Martin Luther King Jr. Quotations: Verification, Context, and Use
Martin Luther King Jr. quotations are primary-source statements from speeches, sermons, and letters that shape public events and educational materials. This text explains where verified wording comes from, how to confirm authorship, typical contexts for notable passages, and practical citation formats. It also covers usage rights, common transcription errors, and guidance for choosing quotations for public or commercial projects.

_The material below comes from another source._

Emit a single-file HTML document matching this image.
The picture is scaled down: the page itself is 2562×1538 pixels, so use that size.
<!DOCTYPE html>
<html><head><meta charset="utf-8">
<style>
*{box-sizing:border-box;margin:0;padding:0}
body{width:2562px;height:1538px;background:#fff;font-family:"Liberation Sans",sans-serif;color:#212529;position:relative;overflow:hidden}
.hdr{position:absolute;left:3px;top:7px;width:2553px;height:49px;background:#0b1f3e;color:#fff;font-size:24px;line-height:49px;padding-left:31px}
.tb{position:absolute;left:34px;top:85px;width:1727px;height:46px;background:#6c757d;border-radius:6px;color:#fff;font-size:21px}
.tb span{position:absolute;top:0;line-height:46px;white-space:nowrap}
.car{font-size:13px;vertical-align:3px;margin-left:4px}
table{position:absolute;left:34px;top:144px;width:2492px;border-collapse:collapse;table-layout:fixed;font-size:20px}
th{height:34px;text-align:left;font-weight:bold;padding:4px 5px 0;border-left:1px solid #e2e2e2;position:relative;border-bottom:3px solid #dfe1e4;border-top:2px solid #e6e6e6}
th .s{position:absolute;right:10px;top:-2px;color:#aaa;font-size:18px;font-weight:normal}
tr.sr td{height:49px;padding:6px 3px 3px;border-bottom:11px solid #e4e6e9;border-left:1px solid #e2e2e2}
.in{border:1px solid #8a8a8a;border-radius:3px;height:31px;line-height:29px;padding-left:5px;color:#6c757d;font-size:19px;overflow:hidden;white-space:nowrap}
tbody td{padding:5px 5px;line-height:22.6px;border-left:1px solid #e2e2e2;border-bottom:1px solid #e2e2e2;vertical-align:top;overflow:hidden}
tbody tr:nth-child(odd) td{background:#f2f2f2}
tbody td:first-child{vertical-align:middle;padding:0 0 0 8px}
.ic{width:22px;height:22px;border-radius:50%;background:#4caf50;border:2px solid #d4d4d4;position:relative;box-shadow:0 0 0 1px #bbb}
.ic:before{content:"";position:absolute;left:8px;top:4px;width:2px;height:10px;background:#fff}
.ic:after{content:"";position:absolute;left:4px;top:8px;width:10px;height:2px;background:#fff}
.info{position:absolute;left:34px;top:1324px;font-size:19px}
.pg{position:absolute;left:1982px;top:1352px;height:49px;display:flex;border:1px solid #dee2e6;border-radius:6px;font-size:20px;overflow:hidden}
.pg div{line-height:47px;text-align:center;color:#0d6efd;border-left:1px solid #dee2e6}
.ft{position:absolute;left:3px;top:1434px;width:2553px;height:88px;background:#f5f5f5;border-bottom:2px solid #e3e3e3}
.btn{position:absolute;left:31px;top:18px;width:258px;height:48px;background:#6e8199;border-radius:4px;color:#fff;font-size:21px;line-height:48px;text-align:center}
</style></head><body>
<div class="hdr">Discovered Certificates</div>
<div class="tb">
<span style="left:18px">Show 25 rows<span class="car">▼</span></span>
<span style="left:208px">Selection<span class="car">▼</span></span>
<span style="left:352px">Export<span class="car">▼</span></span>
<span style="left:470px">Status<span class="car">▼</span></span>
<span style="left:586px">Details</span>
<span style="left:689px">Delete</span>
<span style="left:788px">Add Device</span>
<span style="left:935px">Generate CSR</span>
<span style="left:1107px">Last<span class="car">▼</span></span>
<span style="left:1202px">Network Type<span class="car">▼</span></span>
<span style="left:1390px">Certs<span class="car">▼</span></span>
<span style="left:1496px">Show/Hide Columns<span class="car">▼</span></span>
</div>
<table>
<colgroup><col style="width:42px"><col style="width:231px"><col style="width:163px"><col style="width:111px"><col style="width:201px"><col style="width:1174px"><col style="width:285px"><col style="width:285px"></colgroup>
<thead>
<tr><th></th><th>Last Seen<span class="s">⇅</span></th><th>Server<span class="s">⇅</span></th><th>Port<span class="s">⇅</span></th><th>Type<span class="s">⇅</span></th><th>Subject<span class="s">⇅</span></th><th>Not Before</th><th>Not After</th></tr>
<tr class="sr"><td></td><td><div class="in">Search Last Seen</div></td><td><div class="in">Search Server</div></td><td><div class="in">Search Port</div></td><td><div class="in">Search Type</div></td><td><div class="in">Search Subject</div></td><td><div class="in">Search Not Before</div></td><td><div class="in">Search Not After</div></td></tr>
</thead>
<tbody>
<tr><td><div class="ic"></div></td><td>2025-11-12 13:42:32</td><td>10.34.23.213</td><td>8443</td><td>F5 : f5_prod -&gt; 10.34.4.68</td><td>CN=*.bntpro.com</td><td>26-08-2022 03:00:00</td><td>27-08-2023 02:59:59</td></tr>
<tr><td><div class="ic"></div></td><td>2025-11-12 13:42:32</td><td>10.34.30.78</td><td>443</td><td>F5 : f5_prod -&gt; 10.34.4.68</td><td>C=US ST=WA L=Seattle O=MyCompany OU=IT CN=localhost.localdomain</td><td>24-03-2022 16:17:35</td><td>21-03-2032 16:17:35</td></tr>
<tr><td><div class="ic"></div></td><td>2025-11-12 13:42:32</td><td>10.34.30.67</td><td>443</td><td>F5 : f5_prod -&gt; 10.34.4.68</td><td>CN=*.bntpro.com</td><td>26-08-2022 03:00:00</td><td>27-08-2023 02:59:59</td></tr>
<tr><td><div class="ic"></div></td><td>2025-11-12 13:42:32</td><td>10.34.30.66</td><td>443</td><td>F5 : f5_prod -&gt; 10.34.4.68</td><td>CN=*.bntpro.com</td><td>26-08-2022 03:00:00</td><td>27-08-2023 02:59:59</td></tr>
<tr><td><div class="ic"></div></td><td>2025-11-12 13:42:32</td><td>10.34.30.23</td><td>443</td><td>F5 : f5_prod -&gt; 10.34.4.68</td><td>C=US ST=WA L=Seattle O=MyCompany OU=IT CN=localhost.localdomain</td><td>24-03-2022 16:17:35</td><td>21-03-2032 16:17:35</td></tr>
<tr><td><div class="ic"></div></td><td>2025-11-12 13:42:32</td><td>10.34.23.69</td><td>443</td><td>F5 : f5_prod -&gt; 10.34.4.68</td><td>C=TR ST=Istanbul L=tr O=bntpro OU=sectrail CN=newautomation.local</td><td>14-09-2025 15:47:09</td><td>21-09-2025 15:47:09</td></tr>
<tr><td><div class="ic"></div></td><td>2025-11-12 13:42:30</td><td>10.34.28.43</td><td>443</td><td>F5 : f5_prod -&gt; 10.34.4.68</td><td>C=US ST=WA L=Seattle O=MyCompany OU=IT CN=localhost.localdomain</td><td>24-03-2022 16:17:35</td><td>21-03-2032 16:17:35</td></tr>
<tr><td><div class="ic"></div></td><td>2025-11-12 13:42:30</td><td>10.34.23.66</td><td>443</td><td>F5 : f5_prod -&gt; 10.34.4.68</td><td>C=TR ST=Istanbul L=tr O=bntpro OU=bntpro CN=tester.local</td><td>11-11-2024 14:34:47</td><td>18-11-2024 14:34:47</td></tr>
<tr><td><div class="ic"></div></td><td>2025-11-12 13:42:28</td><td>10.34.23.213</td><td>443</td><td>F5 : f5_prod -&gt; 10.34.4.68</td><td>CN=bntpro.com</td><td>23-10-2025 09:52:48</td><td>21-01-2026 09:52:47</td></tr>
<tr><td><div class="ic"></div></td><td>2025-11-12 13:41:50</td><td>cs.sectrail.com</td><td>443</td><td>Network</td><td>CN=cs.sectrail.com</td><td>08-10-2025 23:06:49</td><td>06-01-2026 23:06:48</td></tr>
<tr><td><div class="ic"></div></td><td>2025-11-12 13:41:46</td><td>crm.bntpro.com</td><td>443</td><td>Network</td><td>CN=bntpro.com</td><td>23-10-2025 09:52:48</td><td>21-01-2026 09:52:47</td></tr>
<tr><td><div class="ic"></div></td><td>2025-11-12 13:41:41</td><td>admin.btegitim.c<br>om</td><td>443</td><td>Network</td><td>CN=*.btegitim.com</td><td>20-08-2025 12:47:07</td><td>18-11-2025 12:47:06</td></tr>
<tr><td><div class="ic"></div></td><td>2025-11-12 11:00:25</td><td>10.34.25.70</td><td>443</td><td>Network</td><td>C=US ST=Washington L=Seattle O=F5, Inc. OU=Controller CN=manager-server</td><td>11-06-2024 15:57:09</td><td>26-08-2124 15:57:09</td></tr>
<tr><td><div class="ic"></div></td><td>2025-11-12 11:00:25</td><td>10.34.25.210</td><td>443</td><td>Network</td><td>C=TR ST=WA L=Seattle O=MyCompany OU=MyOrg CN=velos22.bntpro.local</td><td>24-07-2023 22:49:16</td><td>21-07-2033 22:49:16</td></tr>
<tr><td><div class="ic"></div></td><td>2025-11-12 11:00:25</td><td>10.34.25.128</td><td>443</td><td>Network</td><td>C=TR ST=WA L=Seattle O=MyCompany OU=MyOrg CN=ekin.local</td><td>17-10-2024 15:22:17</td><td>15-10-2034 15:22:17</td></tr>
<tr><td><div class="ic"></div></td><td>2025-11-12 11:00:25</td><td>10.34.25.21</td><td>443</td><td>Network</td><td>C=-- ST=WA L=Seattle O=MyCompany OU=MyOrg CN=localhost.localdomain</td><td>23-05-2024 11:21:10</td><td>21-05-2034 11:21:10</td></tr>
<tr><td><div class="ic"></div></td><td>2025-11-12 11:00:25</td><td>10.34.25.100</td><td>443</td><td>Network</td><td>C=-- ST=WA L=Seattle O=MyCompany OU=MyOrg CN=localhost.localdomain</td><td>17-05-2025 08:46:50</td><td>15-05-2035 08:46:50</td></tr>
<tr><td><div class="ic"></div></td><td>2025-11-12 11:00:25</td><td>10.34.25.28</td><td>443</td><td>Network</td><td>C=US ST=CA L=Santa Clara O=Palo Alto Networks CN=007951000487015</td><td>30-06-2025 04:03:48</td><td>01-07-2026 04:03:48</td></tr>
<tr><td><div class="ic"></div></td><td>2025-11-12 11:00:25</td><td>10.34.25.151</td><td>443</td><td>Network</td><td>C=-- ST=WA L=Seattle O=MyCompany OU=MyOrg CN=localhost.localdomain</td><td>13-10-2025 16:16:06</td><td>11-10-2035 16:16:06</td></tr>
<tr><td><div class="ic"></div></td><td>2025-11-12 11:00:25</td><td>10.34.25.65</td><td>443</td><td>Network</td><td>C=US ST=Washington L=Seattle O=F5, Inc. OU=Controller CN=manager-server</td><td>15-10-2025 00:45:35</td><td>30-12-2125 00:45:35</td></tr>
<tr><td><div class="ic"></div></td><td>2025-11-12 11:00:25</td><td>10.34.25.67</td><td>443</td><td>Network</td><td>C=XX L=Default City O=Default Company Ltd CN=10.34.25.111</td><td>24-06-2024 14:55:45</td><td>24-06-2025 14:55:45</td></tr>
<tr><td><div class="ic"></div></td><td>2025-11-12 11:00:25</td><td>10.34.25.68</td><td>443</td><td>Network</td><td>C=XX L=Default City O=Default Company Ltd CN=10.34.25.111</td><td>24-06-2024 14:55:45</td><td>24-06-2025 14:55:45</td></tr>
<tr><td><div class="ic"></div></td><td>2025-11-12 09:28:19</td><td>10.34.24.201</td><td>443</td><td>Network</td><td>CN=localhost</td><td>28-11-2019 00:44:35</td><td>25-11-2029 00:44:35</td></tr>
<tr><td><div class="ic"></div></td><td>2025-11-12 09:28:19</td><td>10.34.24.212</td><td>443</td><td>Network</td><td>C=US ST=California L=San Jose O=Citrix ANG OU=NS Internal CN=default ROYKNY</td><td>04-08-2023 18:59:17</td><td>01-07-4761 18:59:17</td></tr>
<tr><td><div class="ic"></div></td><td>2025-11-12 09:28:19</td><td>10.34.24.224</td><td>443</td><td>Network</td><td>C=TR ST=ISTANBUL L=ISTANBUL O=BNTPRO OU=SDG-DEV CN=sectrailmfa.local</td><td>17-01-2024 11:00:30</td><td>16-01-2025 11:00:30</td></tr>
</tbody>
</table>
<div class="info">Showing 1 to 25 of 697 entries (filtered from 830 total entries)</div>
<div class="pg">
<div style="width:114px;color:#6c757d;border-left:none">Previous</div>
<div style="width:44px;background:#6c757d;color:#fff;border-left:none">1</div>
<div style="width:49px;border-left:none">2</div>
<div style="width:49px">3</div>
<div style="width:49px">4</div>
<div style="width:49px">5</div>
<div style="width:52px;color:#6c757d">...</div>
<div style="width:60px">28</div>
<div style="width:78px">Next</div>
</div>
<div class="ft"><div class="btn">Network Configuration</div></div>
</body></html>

Purpose of verified quotations and where they appear
Quotations serve different functions: to anchor a speech, to illustrate curriculum, or to provide attribution in published materials. King’s words appear in recorded speeches, printed sermons, and formal letters. Primary sources include audio and video recordings, contemporaneous transcripts, and manuscript drafts kept in institutional archives. Using verified wording preserves historical meaning and avoids inadvertent misattribution.
Notable speeches, publication dates, and representative excerpts
Below are widely cited moments with concrete bibliographic details. Each excerpt is presented verbatim and paired with the speech or document title, place, and date for verification against primary archives.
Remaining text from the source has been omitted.